La Figue de Solliès est un autre exemple de ces petites AOC nouvelles (Moustier, 2007). Bassin historique spécialisé sur la figue pendant l’entre-deux-guerres, les 170 ha de figueries de Solliès produisent 75% des figues françaises en 1997. 90% de la production est constituée par une seule variété, la Bourjassote noire, dont les caractéristiques externes sont facilement identifiables : couleur violette de la peau, forme turbiniforme aplatie (en toupie), pulpe rouge foncée. C’est cette variété qui fait l’objet d’une AOC, obtenue en 2006. Le décret est très précis quant aux critères de qualification. Outre les articles classiques concernant l’aire géographique, les conditions de production et de commercialisation, il précise : la période de cueillette (15 août-15 novembre), la taille du fruit (diamètre supérieur ou égal à 40 mm), sa couleur (plus de 80% de violet sur l’épiderme) et sa teneur minimale en sucre (14°Brix). En 2006, 600 t. de figues sur les 1400 t. produites au total ont été certifiées en AOC, dont 90% sont mises en marché par la coopérative du bassin de Solliès, ce qui concerne une trentaine de producteurs principaux. Philippe Moustier souligne les nombreuses menaces quant à l’avenir de cette « production de niche », concurrencée sur le marché par les figues turques, et sur le foncier par l’urbanisation. Une meilleure valorisation est essentielle pour assurer le renouvellement des exploitants et des vergers. S’il est trop tôt pour évaluer l’impact économique de l’AOC, il semble qu’elle ait contribué à la mobilisation des collectivités territoriales pour la valorisation patrimoniale de ce fruit (signalétique « capitale de la figue », création de la fête de la figue).

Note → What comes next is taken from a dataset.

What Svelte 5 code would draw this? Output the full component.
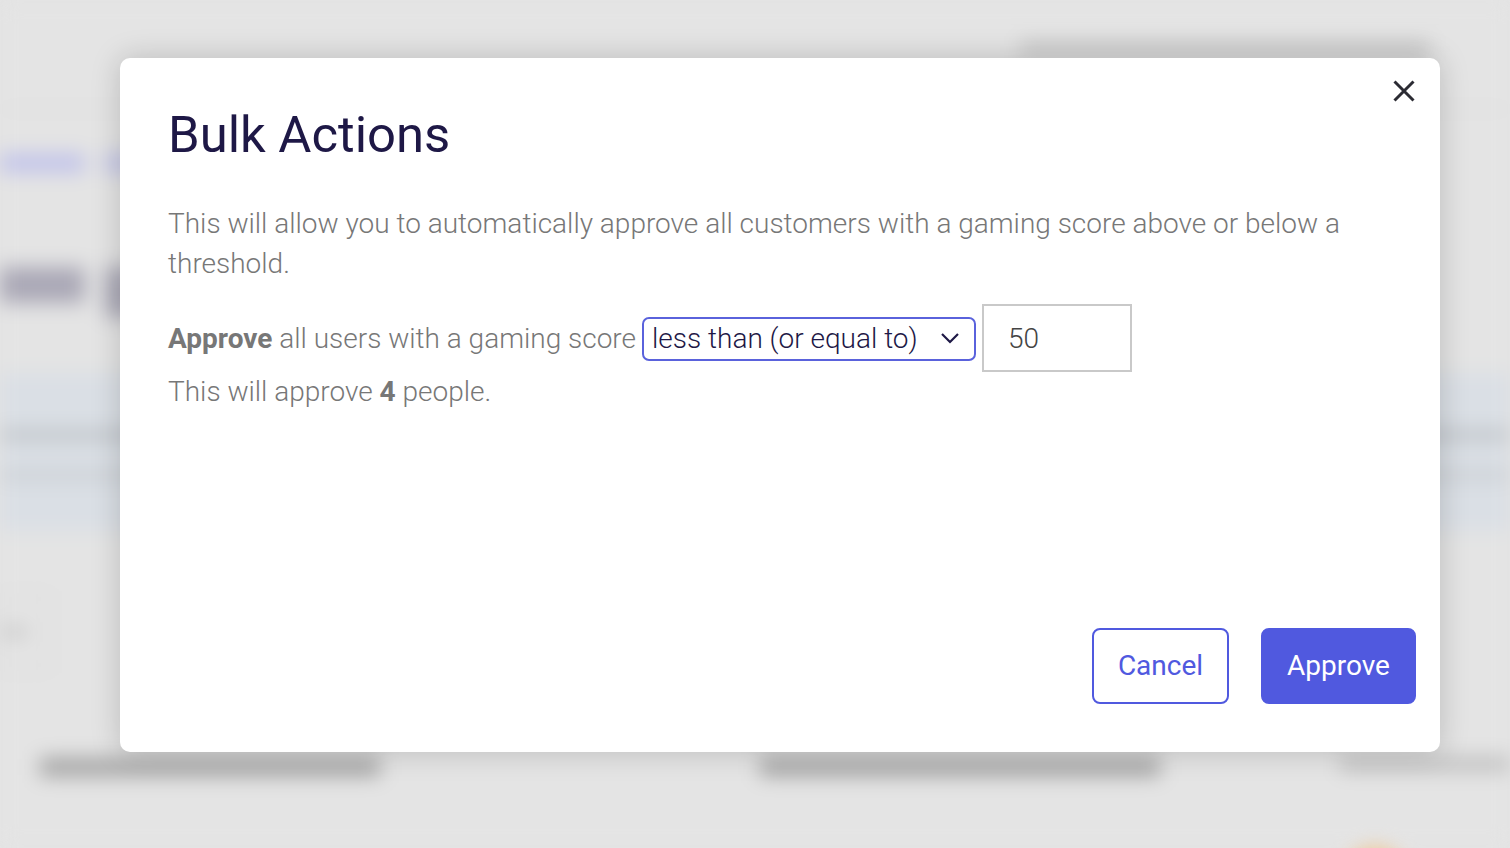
<script lang="ts">
	let comparison = $state('lte')
	let score = $state(50)
</script>

<div class="page">
	<!-- blurred app behind the dialog -->
	<div class="backdrop" aria-hidden="true">
		<div class="topbar"><span class="top-title"></span></div>
		<div class="crumbs"><span class="crumb"></span><span class="crumb short"></span></div>
		<div class="heading"><span class="word"></span><span class="word short"></span></div>
		<div class="band">
			<div class="band-line dark"></div>
			<div class="band-line"></div>
		</div>
		<div class="tile"><span></span></div>
		<div class="labels">
			<span class="label first"></span>
			<span class="label second"></span>
			<span class="label third"></span>
		</div>
		<div class="avatar-row"><span class="avatar"></span></div>
	</div>

	<div class="overlay">
		<div class="modal" role="dialog">
			<button class="close" aria-label="Close">
				<svg width="24" height="24" viewBox="0 0 24 24">
					<path d="M2.5 2.5 L21.5 21.5 M21.5 2.5 L2.5 21.5" stroke="#2b2b33" stroke-width="3" fill="none" />
				</svg>
			</button>
			<h1>Bulk Actions</h1>
			<p class="intro">This will allow you to automatically approve all customers with a gaming score above or below a threshold.</p>
			<div class="rule">
				<span><b>Approve</b> all users with a gaming score</span>
				<div class="select">
					<select bind:value={comparison}>
						<option value="lte">less than (or equal to)</option>
						<option value="gte">greater than (or equal to)</option>
					</select>
					<svg class="chevron" width="20" height="12" viewBox="0 0 20 12">
						<path d="M2 2 L10 10 L18 2" stroke="#1e1846" stroke-width="2.2" fill="none" />
					</svg>
				</div>
				<input type="text" bind:value={score} />
			</div>
			<p class="count">This will approve <b>4</b> people.</p>
			<div class="actions">
				<button class="btn outline">Cancel</button>
				<button class="btn primary">Approve</button>
			</div>
		</div>
	</div>
</div>

<style>
	:global(body) {
		margin: 0;
		background: #e4e4e4;
	}

	.page {
		position: relative;
		width: 1510px;
		height: 848px;
		overflow: hidden;
		font-family: Roboto, "Liberation Sans", sans-serif;
	}

	.backdrop {
		position: absolute;
		inset: 0;
		background: #e4e4e4;
		filter: blur(10px);
		display: flex;
		flex-direction: column;
	}
	.backdrop > div {
		flex: none;
	}

	.topbar {
		height: 110px;
		box-sizing: border-box;
		border-bottom: 2px solid #d8d8d8;
		padding: 42px 80px 0 1020px;
	}
	.top-title {
		display: block;
		height: 14px;
		background: #c4c4c4;
	}

	.crumbs {
		display: flex;
		gap: 20px;
		margin-top: 44px;
	}
	.crumb {
		width: 85px;
		height: 18px;
		background: #bfc1ea;
	}
	.crumb.short {
		width: 25px;
	}

	.heading {
		display: flex;
		gap: 20px;
		margin-top: 95px;
	}
	.word {
		width: 85px;
		height: 36px;
		background: #aaa8b6;
	}
	.word.short {
		width: 30px;
		height: 50px;
	}

	.band {
		margin-top: 56px;
		height: 158px;
		background: #dadfe5;
		padding-top: 58px;
		box-sizing: border-box;
	}
	.band-line {
		height: 8px;
		margin-top: 32px;
		background: #c6cacf;
	}
	.band-line.dark {
		margin-top: 0;
		background: #b4b8bc;
	}

	.tile {
		margin-top: 62px;
		width: 50px;
		height: 78px;
		box-sizing: border-box;
		border: 2px solid #d6d6d6;
		padding-top: 32px;
	}
	.tile span {
		display: block;
		width: 25px;
		height: 10px;
		background: #c4c4c4;
	}

	.labels {
		display: flex;
		margin-top: 87px;
		padding-left: 40px;
	}
	.label {
		height: 18px;
		background: #a2a2a2;
	}
	.first {
		width: 340px;
	}
	.second {
		width: 400px;
		margin-left: 380px;
	}
	.third {
		width: 170px;
		margin-left: 180px;
		height: 12px;
		background: #b8b8b8;
	}

	.avatar-row {
		display: flex;
		justify-content: flex-end;
		padding-right: 105px;
		margin-top: 72px;
	}
	.avatar {
		width: 60px;
		height: 60px;
		border-radius: 50%;
		background: #f0c58c;
	}

	.overlay {
		position: absolute;
		inset: 0;
		box-sizing: border-box;
		padding: 58px 70px 96px 120px;
		display: flex;
	}

	.modal {
		position: relative;
		flex: 1;
		display: flex;
		flex-direction: column;
		box-sizing: border-box;
		padding: 45px 24px 48px 48px;
		background: #fff;
		border-radius: 10px;
		box-shadow: 0 0 30px rgba(0, 0, 0, 0.18);
		font-weight: 300;
		font-size: 28px;
		color: #777;
	}

	.close {
		position: absolute;
		top: 21px;
		right: 24px;
		width: 24px;
		height: 24px;
		padding: 0;
		border: 0;
		background: none;
	}

	h1 {
		margin: 0;
		font-size: 50.8px;
		line-height: 64px;
		font-weight: 400;
		color: #1e1846;
	}

	p {
		margin: 0;
	}

	.intro {
		margin-top: 37px;
		line-height: 40px;
		padding-right: 60px;
	}

	.rule {
		display: flex;
		align-items: center;
		gap: 6px;
		margin-top: 20px;
		height: 68px;
	}

	b {
		font-weight: 700;
	}

	.select {
		position: relative;
		width: 334px;
		height: 44px;
		margin-top: 2px;
		box-sizing: border-box;
		border: 2px solid #5a62dc;
		border-radius: 7px;
	}
	select {
		appearance: none;
		width: 100%;
		height: 100%;
		padding: 0 0 2px 8px;
		border: 0;
		background: none;
		outline: none;
		font: inherit;
		font-weight: 300;
		color: #1e1846;
	}
	.chevron {
		position: absolute;
		top: 13px;
		right: 14px;
		pointer-events: none;
	}

	input {
		width: 150px;
		height: 68px;
		box-sizing: border-box;
		border: 2px solid #c9c9c9;
		padding: 0 0 0 24px;
		outline: none;
		font: inherit;
		font-weight: 300;
		color: #444;
	}

	.count {
		margin-top: 1px;
		line-height: 38px;
	}

	.actions {
		margin-top: auto;
		display: flex;
		justify-content: flex-end;
		gap: 32px;
	}

	.btn {
		height: 76px;
		box-sizing: border-box;
		padding-bottom: 3px;
		border-radius: 8px;
		border: 2px solid #5059df;
		font-family: inherit;
		font-size: 28px;
		font-weight: 400;
	}
	.outline {
		width: 137px;
		background: #fff;
		color: #5059df;
	}
	.primary {
		width: 155px;
		background: #5059df;
		color: #fff;
	}
</style>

Parmi les fruits AOC et IGP, les principales espèces de fruits d’été françaises ne sont pas représentées : ni pêches, ni abricots, ni cerises. Pourtant, de nombreux dossiers de demande d’IGP ont été déposés au début des années 2000 par les grands bassins de production de pêches et nectarines229 : « pêche-nectarine de la Drôme » pour le bassin de la Moyenne Vallée du Rhône230; « pêche de Nîmes » pour le bassin de la Crau et « pêche du Roussillon » pour le bassin des Pyrénées-Orientales. Devant les difficultés de la reconnaissance du lien au terroir pour ces fruits, aucun n’a abouti. Cette situation a interpellé les services de l’INAO. Une étude spécifique a été menée pour définir les caractéristiques du lien au terroir des pêches-nectarines231. A partir de ce travail, un référentiel spécifique aux fruits frais a été élaboré, validé par le Comité National IGP de l’INAO en décembre 2006232.

D’où viennent tant de difficultés pour les fruits ? La modernisation des bassins de production fruitiers aurait-elle été telle que le lien au terroir soit définitivement effacé ? Sur quels critères précisément des liens fruit-terroir manquent ? L’examen des démarches portées à l’aune du rapport d’orientation de l’INAO montre que la normalisation a fait son œuvre, et que des caractéristiques propres aux productions fruitières rendent difficile l’accès à l’IGP.

Notes
224.

Source : RGA 2000.

225.

Règlement n° 2081-92 du Conseil des communautés européennes du 14 juillet 1992 relatif à la protection des indications géographiques et des appellations d'origine des produits agricoles et des denrées alimentaires.

226.

La certification de conformité produit atteste qu'une denrée alimentaire ou qu'un produit agricole non alimentaire et non transformé est conforme à des règles spécifiques et à des caractéristiques préalablement fixées (les « exigences et recommandations ») qui le distinguent du produit courant et qui portent, selon les cas, sur la production, la transformation ou le conditionnement.

227.

Enquête personnelle auprès du président du Syndicat de Défense des Producteurs de Châtaignes d’Ardèche AOC, rencontré lors des séries d’enquêtes en 2006 et en 2007.

228.

Dans le cas de la châtaigne, l’usage oublié de ce produit ne facilite pas non plus son essor commercial.

229.

Entretiens personnels avec le chef de Centre de l’INAO de Valence et avec une agent de l’INAO de Romans, rencontrés en septembre 2006, en février et mai 2007.

230.

(2004)

231.

D’abord, un mémoire d’ingénieur agronome a analysé les 3 dossiers déposés. Cette étude a ensuite été approfondie et généralisée par une commission d’enquête de l’INAO.

232.

Le rapport intitulé « Orientations pour les demandes d'I.G.P. (Indication Géographique Protégée) concernant des fruits »expose en 18 pages comment caractériser le lien au terroir pour des fruits frais (I.N.A.O., 2006).